Concussions have become a hot topic in sports. Athletes in sports like football and hockey are getting bigger along with their hits. This has made concussions more prevalent and an issue that arises is the time period an athlete should sit out before returning from a concussion. The answer to this can be found in the mechanism and neurometabolic cascades of a concussion.
A concussion is a type of traumatic brain injury caused by a blow to the head or any motion that causes the brain to shake within the skull. After this happens, an abrupt indiscriminant release of neurotransmitters and a rapid flow of ions occur. This disrupts the membrane potential in the neurons that plays a very large role in cell signaling. To restore the natural membrane potential to carry on with normal cell signaling, the sodium-potassium pump must work extra hard. To do this, the cell requires a large increase in ATP and a large jump in glycolysis to produce the ATP. This hypermetabolism soon leads to hypometabolism as glucose supplies in the brain run low. During this time, an increase of calcium ions and a decrease on magnesium ions appears in the neurons along with a increase of lactate from the spike in glycolysis. The increase of calcium ions can lead to free radical productions, cytoskeletal reorganization, and activation of apoptotic genetic signals. A decrease in magnesium ions may lead to neuronal dysfunction via multiple mechanisms because of magnesium’s important role as a cofactor in glycolysis.
This cascade resulting from a concussion leaves many areas of vulnerability for a second injury.
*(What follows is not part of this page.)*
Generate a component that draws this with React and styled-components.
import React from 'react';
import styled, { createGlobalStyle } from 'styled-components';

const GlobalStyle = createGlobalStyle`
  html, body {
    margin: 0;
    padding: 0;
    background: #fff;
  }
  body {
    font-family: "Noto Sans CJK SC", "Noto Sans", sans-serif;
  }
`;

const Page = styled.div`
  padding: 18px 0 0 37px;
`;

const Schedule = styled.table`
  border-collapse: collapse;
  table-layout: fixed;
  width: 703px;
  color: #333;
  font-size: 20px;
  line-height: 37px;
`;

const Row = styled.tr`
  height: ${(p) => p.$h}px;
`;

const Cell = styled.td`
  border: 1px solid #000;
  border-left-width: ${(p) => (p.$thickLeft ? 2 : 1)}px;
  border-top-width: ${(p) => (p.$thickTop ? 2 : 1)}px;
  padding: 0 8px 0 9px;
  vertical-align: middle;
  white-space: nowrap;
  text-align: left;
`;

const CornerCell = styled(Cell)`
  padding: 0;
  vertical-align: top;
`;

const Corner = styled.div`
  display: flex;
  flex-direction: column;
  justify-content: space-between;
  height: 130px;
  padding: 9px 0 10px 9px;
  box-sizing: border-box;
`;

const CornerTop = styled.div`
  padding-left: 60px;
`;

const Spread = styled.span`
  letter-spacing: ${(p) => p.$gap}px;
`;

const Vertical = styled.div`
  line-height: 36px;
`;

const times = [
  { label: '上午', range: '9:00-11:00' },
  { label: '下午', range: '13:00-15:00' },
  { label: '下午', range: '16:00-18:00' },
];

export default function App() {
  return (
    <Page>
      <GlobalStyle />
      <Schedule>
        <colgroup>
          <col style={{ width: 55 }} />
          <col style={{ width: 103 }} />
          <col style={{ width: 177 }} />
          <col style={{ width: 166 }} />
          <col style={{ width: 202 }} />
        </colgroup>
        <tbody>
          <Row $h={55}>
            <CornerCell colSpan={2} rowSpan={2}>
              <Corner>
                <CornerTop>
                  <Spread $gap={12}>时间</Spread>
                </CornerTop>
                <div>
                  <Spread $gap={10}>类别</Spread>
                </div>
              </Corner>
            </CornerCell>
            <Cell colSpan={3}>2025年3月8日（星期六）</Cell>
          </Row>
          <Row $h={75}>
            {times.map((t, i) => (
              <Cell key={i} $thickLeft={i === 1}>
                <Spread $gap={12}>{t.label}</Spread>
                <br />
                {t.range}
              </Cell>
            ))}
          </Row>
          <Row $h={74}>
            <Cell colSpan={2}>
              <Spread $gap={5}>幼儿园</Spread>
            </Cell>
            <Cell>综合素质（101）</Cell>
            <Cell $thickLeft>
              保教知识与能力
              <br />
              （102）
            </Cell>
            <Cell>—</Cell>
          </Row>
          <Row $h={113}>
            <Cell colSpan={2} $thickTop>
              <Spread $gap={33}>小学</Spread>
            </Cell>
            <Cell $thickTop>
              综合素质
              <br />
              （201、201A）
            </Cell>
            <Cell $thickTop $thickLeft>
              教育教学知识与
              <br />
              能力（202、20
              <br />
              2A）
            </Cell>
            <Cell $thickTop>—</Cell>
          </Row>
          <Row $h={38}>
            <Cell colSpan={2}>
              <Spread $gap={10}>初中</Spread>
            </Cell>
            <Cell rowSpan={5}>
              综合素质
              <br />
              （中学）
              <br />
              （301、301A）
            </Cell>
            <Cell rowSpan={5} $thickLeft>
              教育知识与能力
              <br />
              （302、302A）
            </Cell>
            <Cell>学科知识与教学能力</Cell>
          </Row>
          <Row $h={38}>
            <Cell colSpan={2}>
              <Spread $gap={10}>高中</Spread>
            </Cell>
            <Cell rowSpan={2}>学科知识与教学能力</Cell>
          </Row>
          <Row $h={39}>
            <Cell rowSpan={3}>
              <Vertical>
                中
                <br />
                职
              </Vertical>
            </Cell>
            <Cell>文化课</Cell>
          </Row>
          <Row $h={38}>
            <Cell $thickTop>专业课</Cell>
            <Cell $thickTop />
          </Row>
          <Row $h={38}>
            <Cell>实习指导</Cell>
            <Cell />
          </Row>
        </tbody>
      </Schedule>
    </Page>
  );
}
During the time of hyperglycolysis, the cell is trying to rebuild the membrane potential that was disrupted by the initial concussion. If a second concussion occurs during this time, all the work that the sodium-potassium pump as done will be wiped away. But this time the cell won’t have enough glucose to power the action of the sodium-potassium pump because most of it was used up from the first injury. A similar result will happen if the second injury occurred during the period of hypoglycolysis. Another area of vulnerability is during the period of increase intracellular calcium. Calcium levels may impair mitochondrial metabolism and reduce to the production of ATP. But if an injury happens, the cell won’t be able to go into hyperglycolysis to reinstate the membrane potential because of this reduction in the ability to produce ATP in the mitochondria. Also, another increase of intracellular calcium can lead to cell death by activating proteases that promote apoptosis. The period of higher concentrations of calcium lasts for 2 to 4 days. Similar side affects can occur from the decreased concentration of magnesium. Since magnesium plays a crucial role in the process of glycolysis, so if another injury occurs, it will again decrease the concentration of magnesium inside the cell and inhibit glycolysis, which is highly needed.
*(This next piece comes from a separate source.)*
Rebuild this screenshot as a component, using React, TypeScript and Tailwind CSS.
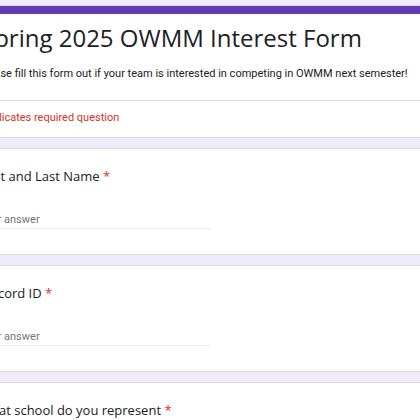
import React from 'react'

const sans = { fontFamily: '"Open Sans", "Liberation Sans", sans-serif' }

function Question({ label, answer }: { label: string; answer?: boolean }) {
  return (
    <div className="bg-white rounded-lg border border-[#dadce0] px-6 pt-[17px] pb-[25px]">
      <div className="text-[13px] leading-5 text-[#202124] font-['Open_Sans',sans-serif]">
        {label} <span className="text-[#d93025]">*</span>
      </div>
      {answer && (
        <div className="mt-[26px] w-[232px] border-b border-[#ebebeb] text-[11px] leading-4 text-[#70757a] font-['Roboto',sans-serif]">
          Your answer
        </div>
      )}
    </div>
  )
}

export default function App() {
  return (
    <div className="w-[420px] h-[420px] overflow-hidden bg-[#f0ebf8] pt-[5px]">
      <div className="-ml-[46px] w-[490px] flex flex-col gap-[10px]">
        {/* Header card */}
        <div className="bg-white rounded-lg border border-[#dadce0] overflow-hidden">
          <div className="h-[8px] bg-[#673ab7]" />
          <div className="px-6 pt-[8px] pb-[18px] border-b border-[#dadce0]">
            <h1 className="ml-[2px] text-[24px] leading-8 text-[#202124] whitespace-nowrap" style={sans}>
              Spring 2025 OWMM Interest Form
            </h1>
            <p className="mt-[12px] text-[11px] leading-4 text-[#202124] whitespace-nowrap font-['Roboto',sans-serif]">
              Please fill this form out if your team is interested in competing in OWMM next semester!
            </p>
          </div>
          <div className="px-6 pt-[9px] pb-[11px] text-[11px] leading-4 text-[#d93025] font-['Roboto',sans-serif]">
            * Indicates required question
          </div>
        </div>
        <Question label="First and Last Name" answer />
        <Question label="Discord ID" answer />
        <Question label="What school do you represent" />
      </div>
    </div>
  )
}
The cascades that arise from concussions have dramatic affects of everyday processes that take place in the brain. Membrane potentials are disrupted which inhibits normal cell signals. Glycolysis is a very important process that is disrupted after a concussion as it goes into overdrive to drive the sodium-potassium pump and reinstate the membrane potential. Adding a second injury to a concussion during the recovery period can be detrimental to a brain because of how the brain recovers from the first concussion. The second injury will setback all the work the brain has done to heal from the first injury but the same resources are not as readily available.